Solution: Use TrainingProgress
to determine when validation should occur:
def should_validate(self, progress: TrainingProgress) -> bool:
# Check epoch-based validation
if self.config.SCHEDULE.VALIDATION.INTERVAL_EPOCHS > 0:
if progress.epoch % self.config.SCHEDULE.VALIDATION.INTERVAL_EPOCHS == 0:
return True
# Check step-based validation
step_int = self.config.SCHEDULE.VALIDATION.INTERVAL_STEPS
if step_int > 0 and progress.global_step >= step_int:
step_milestone = (progress.global_step // step_int) * step_int
if step_milestone not in self.validation_triggers:
self.validation_triggers.add(step_milestone)
return True
# Check fraction-based validation
fraction = self.config.SCHEDULE.VALIDATION.INTERVAL_FRACTION
if fraction > 0.0 and progress.is_fraction_point(fraction):
return True
return False
Best Practices
-
Always use TrainingProgress: For all training progression tracking, epoch counting, and step counting, use the centralized TrainingProgress API.
-
Check consistency: Use TrainingConsistencyChecker to validate that training is progressing as expected, especially in multi-GPU setups.
-
Use DistributedContext: For all distributed training operations, use the DistributedContext singleton rather than calling distributed functions directly.
-
Debug with metrics dumps: When debugging validation or metrics issues, use the MetricsTracker.dump_metrics_state() method to see the full state of metrics at different points in the validation process.
-
Validate schedules: Before starting a long training run, use TrainingConsistencyChecker.calculate_expected_fractions() to verify when key fractions (25%, 50%, 75%) will occur to ensure the schedule makes sense.
Implementation Details
The training progress tracking system maintains several key counters:
- epoch: Current training epoch (starting from 1)

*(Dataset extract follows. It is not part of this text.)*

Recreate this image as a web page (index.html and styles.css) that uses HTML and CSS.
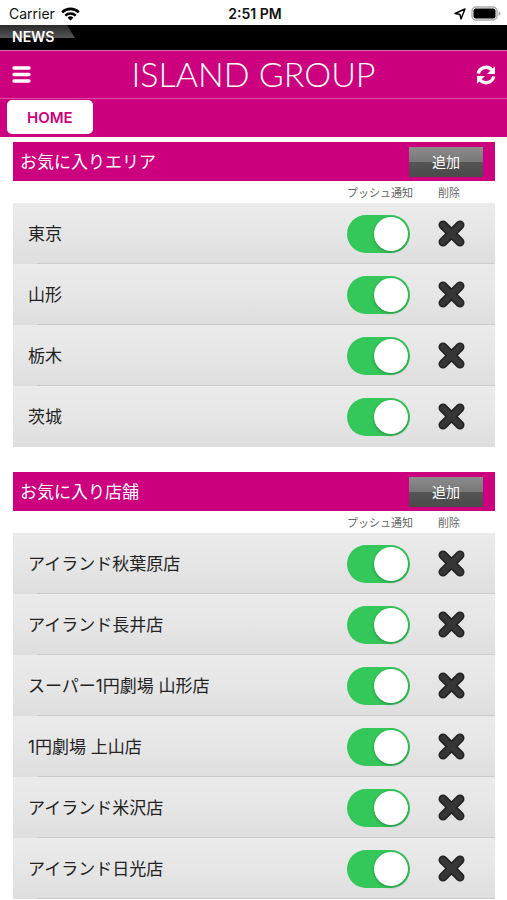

- step: Local step counter (counts batches processed)
- global_step: Global step counter (counts optimizer updates, accounting for accumulation)
- samples_seen: Total samples seen across all processes (used for metrics normalization)
These counters can be used to determine when to perform various training operations:
- Learning rate schedules: Based on global_step or epoch
- Validation: Based on epoch boundaries, global_step intervals, or progress fractions
- Checkpointing: Based on epoch boundaries or global_step intervals
- Logging: Based on global_step intervals
When training is resumed from a checkpoint, these counters are restored to ensure consistent behavior.